Zusammenfassung
Der Einfluß des Blutgerinnungssystems auf die Kapillarpermeabilität wurde am lebenden
Rattenmesenterium kapillarmikroskopisch durch Fluorochromierung der Plasmaproteine
untersucht. Es fand sich regelmäßig eine Steigerung der Gefäßpermeabilität, wenn die
Blutgerinnbarkeit vermindert wurde.

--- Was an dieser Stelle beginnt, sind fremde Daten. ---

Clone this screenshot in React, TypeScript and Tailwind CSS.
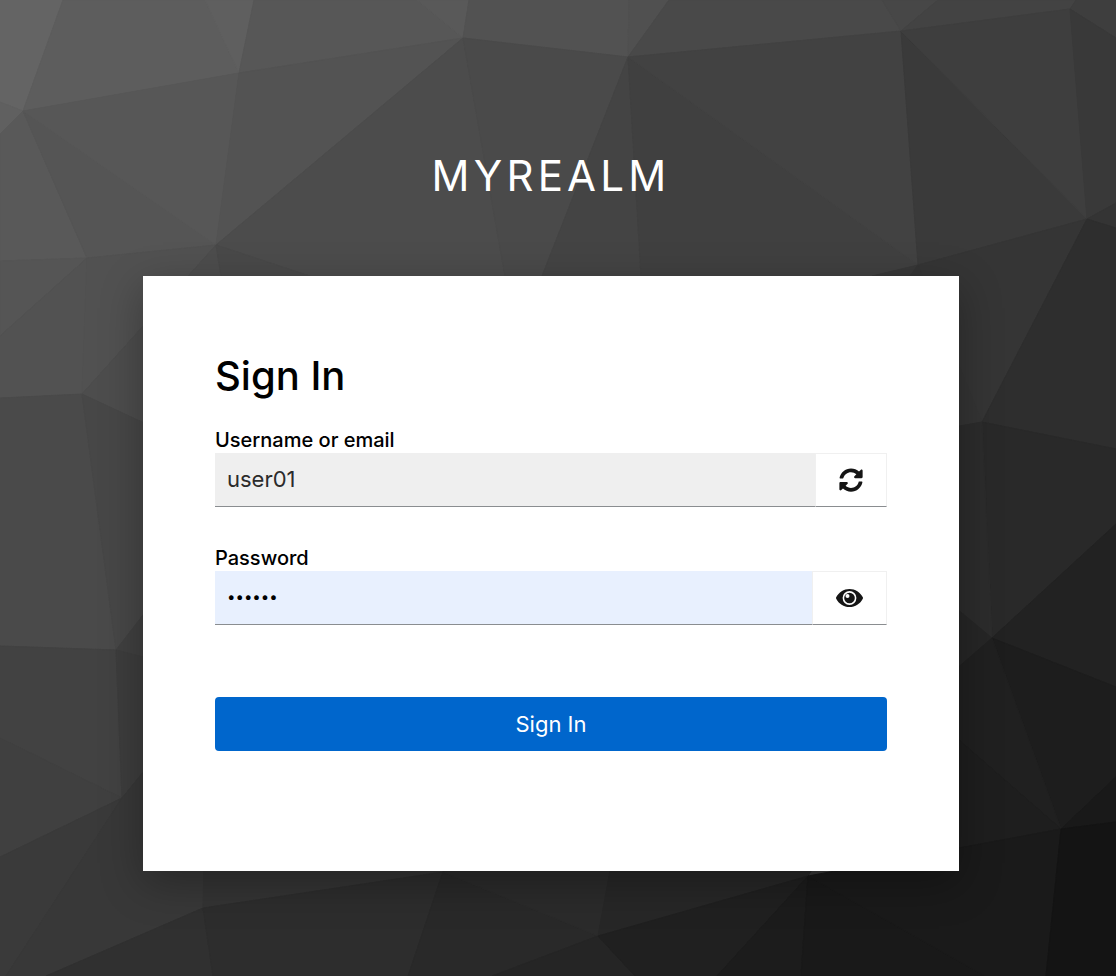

Im einzelnen wurden folgende pathogenetisch verschiedenartigen
Gerinnungsstörungen experimentell erzeugt: eine akute Thrombozytopenie durch Antiplättchenserum
im Vergleich mit einer durch ein Antigeiäßserum hervorgerufenen Blutungsneigung, schwere
Koagulopathien nach intravenöser Zufuhr von Thrombin, Trypsin, Neodymsulfoisonikotinat
oder Heparin. In allen Versuchsgruppen entsprach die Steigerung der Kapillarpermeabilität
etwa der Schwere der Gerinnungsstörung. Eine vorübergehende Thrombozytopenie, die
für ca. 30 Min. nach Thrombin- und Trypsininfusion auftrat, hatte keinen sicheren
zusätzlichen Einfluß auf die Gefäßdurchlässigkeit. Die immunologisch bedingte Thrombozytopenie
führte jedoch zu einer schnellen und starken Permeabilitätssteigerung, die nicht immer
mit den Zeichen der gesteigerten Gefäßfragilität parallel ging.

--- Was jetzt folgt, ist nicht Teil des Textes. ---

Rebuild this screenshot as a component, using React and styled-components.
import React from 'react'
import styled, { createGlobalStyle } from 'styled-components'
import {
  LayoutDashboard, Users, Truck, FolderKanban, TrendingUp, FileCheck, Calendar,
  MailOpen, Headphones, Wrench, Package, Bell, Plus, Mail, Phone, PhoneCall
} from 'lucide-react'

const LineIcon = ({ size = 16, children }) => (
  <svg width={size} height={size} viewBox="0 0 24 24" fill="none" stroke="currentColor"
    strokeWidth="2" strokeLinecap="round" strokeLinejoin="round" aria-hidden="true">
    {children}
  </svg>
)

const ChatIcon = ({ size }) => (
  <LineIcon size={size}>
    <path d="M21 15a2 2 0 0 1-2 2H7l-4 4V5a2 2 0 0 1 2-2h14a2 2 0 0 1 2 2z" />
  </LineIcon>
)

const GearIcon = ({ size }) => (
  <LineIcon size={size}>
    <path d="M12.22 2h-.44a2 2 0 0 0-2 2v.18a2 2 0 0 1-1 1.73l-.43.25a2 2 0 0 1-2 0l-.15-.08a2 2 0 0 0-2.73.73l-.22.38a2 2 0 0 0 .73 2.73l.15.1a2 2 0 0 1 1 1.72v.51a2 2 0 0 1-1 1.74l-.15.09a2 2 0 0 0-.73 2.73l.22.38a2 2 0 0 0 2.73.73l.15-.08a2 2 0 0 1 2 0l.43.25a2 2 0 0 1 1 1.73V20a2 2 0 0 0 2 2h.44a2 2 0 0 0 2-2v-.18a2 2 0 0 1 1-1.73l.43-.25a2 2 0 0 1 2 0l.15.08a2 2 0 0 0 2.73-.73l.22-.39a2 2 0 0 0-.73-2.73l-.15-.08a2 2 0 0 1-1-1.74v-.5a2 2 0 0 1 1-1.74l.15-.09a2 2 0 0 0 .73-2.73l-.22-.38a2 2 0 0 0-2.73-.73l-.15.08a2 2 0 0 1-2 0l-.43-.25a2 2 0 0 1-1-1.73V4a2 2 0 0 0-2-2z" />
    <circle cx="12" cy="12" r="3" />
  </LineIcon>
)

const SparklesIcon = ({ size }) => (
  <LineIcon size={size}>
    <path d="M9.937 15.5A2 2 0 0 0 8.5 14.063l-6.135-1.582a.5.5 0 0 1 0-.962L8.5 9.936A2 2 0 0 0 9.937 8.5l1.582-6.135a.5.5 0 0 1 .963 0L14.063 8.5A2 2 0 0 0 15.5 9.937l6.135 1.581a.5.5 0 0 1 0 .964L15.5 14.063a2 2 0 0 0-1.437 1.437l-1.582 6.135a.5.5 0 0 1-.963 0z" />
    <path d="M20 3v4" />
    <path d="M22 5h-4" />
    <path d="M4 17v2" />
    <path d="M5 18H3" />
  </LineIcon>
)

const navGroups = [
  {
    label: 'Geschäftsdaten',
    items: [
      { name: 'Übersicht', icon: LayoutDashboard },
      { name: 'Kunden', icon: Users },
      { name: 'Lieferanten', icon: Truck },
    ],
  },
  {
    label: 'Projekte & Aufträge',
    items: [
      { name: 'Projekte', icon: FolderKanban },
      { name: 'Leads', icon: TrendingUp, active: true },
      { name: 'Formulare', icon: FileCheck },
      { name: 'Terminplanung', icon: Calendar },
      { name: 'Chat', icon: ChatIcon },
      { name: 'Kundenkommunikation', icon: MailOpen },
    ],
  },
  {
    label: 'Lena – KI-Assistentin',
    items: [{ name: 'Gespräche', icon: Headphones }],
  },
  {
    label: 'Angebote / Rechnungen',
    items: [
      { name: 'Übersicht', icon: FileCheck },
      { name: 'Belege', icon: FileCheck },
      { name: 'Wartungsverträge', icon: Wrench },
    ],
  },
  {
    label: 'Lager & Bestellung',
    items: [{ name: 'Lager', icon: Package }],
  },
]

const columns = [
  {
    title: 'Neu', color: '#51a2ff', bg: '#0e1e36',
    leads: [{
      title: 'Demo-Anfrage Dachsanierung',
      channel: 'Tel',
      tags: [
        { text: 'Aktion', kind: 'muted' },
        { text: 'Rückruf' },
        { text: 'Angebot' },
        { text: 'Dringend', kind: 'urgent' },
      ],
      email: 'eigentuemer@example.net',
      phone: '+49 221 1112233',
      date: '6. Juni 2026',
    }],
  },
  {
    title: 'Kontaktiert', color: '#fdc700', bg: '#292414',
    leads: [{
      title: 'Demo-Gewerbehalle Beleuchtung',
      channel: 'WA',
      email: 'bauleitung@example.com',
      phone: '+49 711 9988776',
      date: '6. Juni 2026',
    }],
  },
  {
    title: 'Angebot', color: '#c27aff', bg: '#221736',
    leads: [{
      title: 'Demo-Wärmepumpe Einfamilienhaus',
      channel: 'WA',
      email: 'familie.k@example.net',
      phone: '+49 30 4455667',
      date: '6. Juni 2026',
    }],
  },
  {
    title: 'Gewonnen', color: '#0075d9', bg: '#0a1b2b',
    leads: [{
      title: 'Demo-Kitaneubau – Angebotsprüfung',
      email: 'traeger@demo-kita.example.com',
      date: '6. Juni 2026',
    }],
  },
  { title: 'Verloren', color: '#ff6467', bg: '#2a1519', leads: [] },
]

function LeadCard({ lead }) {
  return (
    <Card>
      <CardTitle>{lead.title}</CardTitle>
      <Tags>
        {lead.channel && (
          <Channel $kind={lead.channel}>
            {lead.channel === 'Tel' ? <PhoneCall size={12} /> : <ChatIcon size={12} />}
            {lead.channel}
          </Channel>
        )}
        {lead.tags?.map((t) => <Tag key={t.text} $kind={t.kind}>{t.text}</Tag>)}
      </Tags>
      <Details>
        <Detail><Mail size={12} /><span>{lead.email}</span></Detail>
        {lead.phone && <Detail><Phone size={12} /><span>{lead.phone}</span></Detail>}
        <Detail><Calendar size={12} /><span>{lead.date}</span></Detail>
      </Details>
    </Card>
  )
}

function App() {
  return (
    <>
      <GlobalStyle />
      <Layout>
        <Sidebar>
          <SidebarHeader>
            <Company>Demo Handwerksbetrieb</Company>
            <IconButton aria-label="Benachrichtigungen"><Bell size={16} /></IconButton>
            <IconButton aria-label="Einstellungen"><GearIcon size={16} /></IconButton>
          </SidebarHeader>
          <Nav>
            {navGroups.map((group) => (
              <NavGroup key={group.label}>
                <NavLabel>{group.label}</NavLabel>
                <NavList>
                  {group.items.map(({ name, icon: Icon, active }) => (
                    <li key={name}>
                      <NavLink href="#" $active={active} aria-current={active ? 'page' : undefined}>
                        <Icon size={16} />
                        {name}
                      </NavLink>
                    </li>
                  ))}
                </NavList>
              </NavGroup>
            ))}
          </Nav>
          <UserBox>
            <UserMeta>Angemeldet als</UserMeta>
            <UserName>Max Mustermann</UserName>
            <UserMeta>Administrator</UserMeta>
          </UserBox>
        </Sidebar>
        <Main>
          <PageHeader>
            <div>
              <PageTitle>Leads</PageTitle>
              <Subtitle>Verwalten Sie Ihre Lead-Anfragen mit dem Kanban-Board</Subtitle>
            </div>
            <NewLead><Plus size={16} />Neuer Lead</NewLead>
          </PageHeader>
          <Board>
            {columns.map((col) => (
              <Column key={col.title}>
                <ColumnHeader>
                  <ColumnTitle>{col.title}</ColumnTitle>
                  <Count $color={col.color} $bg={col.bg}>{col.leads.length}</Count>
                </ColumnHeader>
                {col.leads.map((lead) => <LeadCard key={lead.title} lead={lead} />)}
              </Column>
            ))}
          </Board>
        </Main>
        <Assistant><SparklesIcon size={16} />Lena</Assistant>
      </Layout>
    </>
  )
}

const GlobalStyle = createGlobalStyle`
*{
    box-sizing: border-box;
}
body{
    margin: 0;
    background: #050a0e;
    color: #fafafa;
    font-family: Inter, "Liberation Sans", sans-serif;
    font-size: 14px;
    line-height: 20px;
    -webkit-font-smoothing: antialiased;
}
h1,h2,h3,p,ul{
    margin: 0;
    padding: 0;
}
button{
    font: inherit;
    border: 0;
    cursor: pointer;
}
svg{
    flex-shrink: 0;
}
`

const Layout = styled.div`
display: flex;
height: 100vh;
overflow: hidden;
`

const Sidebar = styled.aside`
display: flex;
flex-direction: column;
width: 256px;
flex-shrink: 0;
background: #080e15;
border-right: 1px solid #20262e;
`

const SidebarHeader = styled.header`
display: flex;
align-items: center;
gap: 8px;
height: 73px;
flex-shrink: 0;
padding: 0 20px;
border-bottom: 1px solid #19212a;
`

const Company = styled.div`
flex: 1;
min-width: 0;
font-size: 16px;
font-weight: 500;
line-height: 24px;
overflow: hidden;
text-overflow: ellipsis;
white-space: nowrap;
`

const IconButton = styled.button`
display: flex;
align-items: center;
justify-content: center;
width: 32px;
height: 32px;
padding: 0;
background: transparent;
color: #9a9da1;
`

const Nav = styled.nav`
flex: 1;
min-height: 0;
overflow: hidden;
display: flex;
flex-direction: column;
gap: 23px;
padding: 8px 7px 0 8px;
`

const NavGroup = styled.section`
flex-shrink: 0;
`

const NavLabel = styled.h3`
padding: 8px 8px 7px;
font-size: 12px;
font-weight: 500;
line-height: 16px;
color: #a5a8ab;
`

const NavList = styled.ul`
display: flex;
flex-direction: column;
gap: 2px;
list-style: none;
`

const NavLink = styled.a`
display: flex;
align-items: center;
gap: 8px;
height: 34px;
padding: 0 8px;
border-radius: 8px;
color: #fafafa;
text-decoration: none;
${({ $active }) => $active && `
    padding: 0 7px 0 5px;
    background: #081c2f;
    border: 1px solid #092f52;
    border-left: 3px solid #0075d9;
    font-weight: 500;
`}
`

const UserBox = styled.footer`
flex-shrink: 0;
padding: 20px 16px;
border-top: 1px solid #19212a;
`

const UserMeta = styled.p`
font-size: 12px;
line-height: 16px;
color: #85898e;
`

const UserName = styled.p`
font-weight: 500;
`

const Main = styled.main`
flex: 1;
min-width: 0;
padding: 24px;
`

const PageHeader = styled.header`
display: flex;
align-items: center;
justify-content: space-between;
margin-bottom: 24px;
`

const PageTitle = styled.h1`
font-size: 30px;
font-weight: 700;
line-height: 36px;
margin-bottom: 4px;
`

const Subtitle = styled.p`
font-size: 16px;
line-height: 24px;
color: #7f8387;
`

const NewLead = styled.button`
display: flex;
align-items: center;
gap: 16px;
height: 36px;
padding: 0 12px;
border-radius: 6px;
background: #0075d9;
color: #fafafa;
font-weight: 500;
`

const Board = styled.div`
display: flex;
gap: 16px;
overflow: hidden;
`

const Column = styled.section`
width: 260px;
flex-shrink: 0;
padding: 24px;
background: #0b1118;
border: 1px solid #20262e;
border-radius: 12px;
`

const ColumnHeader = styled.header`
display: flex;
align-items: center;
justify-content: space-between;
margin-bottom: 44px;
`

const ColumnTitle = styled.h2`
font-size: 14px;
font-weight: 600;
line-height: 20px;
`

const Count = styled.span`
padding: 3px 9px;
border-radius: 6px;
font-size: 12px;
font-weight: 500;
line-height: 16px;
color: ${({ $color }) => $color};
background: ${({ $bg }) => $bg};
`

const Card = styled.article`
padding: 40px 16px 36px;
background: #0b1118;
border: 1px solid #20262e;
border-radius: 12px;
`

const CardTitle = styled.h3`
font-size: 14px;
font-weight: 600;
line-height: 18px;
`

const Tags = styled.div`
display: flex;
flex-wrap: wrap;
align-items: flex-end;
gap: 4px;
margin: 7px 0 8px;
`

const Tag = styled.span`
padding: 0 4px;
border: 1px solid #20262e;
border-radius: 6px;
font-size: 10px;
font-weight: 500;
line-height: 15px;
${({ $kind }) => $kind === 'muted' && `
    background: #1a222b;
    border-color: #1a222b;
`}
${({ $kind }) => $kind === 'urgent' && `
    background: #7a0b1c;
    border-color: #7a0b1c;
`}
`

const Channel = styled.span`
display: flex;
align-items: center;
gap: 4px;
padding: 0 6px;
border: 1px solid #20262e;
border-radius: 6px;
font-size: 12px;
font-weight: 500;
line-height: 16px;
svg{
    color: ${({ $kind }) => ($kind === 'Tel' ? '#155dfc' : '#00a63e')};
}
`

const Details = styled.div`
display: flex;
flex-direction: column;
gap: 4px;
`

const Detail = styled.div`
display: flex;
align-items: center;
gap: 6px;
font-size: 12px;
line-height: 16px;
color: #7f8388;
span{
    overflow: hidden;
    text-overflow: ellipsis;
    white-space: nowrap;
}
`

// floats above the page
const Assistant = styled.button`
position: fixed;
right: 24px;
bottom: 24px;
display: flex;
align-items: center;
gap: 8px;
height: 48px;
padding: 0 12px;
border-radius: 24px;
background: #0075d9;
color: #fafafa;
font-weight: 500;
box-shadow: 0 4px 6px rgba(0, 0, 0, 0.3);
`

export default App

Als gerinnungsphysiologische Erklärung für die nachgewiesenen Zusammenhänge zwischen
Blutgerinnung und Gefäßpermeabilität wird eine kontinuierlich intravasal ablaufende
modifizierte Blutgerinnung angenommen, die über die endokapilläre plasmatische Grenzschicht
die Permeabilität der Gefäßwand beeinflußt. Eine Störung des dynamischen Gerinnungsgleichgewichts
im Sinne einer herabgesetzten Gerinnbarkeit verursacht eine Steigerung der Gefäßpermeabilität.
Die Einzeldaten der Untersuchungsbefunde können vom Verfasser angefordert werden.